The formalist narrative, with its prescribed linear trajectory, provided a framework within which artistic production could be judged. Today almost anything goes. Now that “the art-historical certainties” of modernism have dissipated, writes British critic Ossian Ward, we are left in “the soupy dustbin of history and culture.” In his book, Ways of Looking, Ward helpfully tries to break contemporary art down into categories such as “Art as Entertainment,” “Art as Meditation,” Art as Joke” and “Art as Confrontation.” But this only begins to scratch the surface of an “art world” that for the first time is truly global, with inputs from rising powers in Asia, Russia, the Middle East and Latin America. Nor does Ward’s schema take into account the disparate visual traditions developed by “outsiders” within Western society, be they African Americans, indigenous peoples or simply those who did not receive formal artistic training. It does not help, either, that the entire concept of “quality”—suggesting a white, male Eurocentric bias—has become suspect in academia.
How is a curator to make sense of all this? Without any sort of overarching narrative, it is especially difficult to organize encyclopedic installations. The new Whitney is a case in point. In the Abstract Expressionism room, Lee Krasner surprises and delights by more than holding her own against her famous husband, Jackson Pollock, but Alfonso Ossorio’s quirky mix of Surrealism and folk art requires a more nuanced and particular context. Although the Whitney is to be applauded for showing James Castle, Horace Pippin and Bill Traylor alongside mainstream masters, it is hard to see what the self-taught artists have in common with Georgia O’Keeffe and Arshile Gorky, with whom they are grouped in a chapter titled “Breaking the Prairie.” The chapter approach (also taken by the Metropolitan Museum in the reinstallation of its modern collection) favors superficial visual and/or temporal links over the artists’ deeper art-historical roots.

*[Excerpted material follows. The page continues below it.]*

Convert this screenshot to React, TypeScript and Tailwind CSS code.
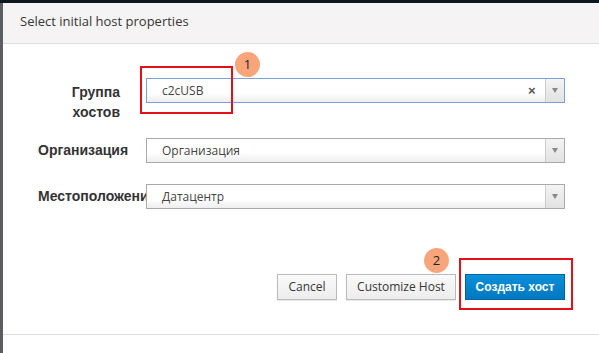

This curatorial strategy works better on a micro than a macro level. While the individual chapters at the Whitney and the Met may not cohere into a whole, many of them could fruitfully be expanded into full-blown exhibitions. The demise of a singular narrative encourages curators to reexamine modernism’s legacy from multiple angles: to discover unexplored areas, to interrogate contemporaneous social, political and economic influences, and thereby to deepen our understanding of the artists’ contexts and achievements. MoMA may not always do an exemplary job of sorting through the mire of contemporary art, but it does remain a bastion for the earlier avant-garde, whether revisiting well-known masterpieces, like the Matisse cut-outs, or investigating less familiar subjects, like Gauguin’s prints or Jacob Lawrence’s Migration series.
It is, after all, logical that curators, along with the rest of us, should have a better perspective on the past than on the present. It could even be argued that our widespread dismay at the monetization of art is a positive sign. In a capitalist society, money always exerts an influence; it is more prudent to acknowledge that influence than to pretend it does not exist. Every era produces imbalances that can only be corrected over time. History is full of highly acclaimed artists who were subsequently forgotten, and forgotten artists who were later declared geniuses. Gatekeepers come and go; in the end, history decides. ••••• From its founding in 1939, the Galerie St. Etienne has specialized in artists who were not on the reigning gatekeepers’ radar. Self-taught painters like Grandma Moses were welcomed by the art establishment in the 1930s, only to be sidelined by Abstract Expressionism in the postwar years. Austrian and German Expressionism had to struggle for recognition against the dominant French tradition, which was bolstered by America’s alliances during the two world wars. Our gallery has always promoted what, in our recent 75th anniversary exhibition, we called Alternate Histories.
Our summer exhibition of Recent Acquisitions continues this exploration of “alternate histories” with major paintings by Morris Hirshfield, John Kane and Grandma Moses, as well as works by Expressionists such as Max Beckmann, Otto Dix, George Grosz and Egon Schiele. Highlights include a new group of rare prints by Käthe Kollwitz and a collection of works by Oskar Kokoschka, including the oil portrait, Bob Gesinus-Visser II and studies for the famous paintings Lovers (in the Boston Museum of Fine Arts) and The Slave Girl (in the Saint Louis Art Museum). We continue to champion the underappreciated second-generation Expressionist Marie-Louise Motesiczky by showing selections from our 2014 exhibition, The Mother Paintings. Motesiczky’s portraits of her mother, Henriette, are both a moving testament to the mother-daughter relationship, and a document of the pair’s experiences of emigration and exile during and after World War II. The gallery’s summer installation also incorporates a condensed version of our most recent show, Leonard Baskin: Wunderkammer. Baskin’s ad-hoc melding of multiple historical influences and art forms has proven prescient, anticipating the non-linear approach common in today’s art world. As the hold of the traditional gatekeepers loosens, mavericks like Leonard Baskin come to the fore.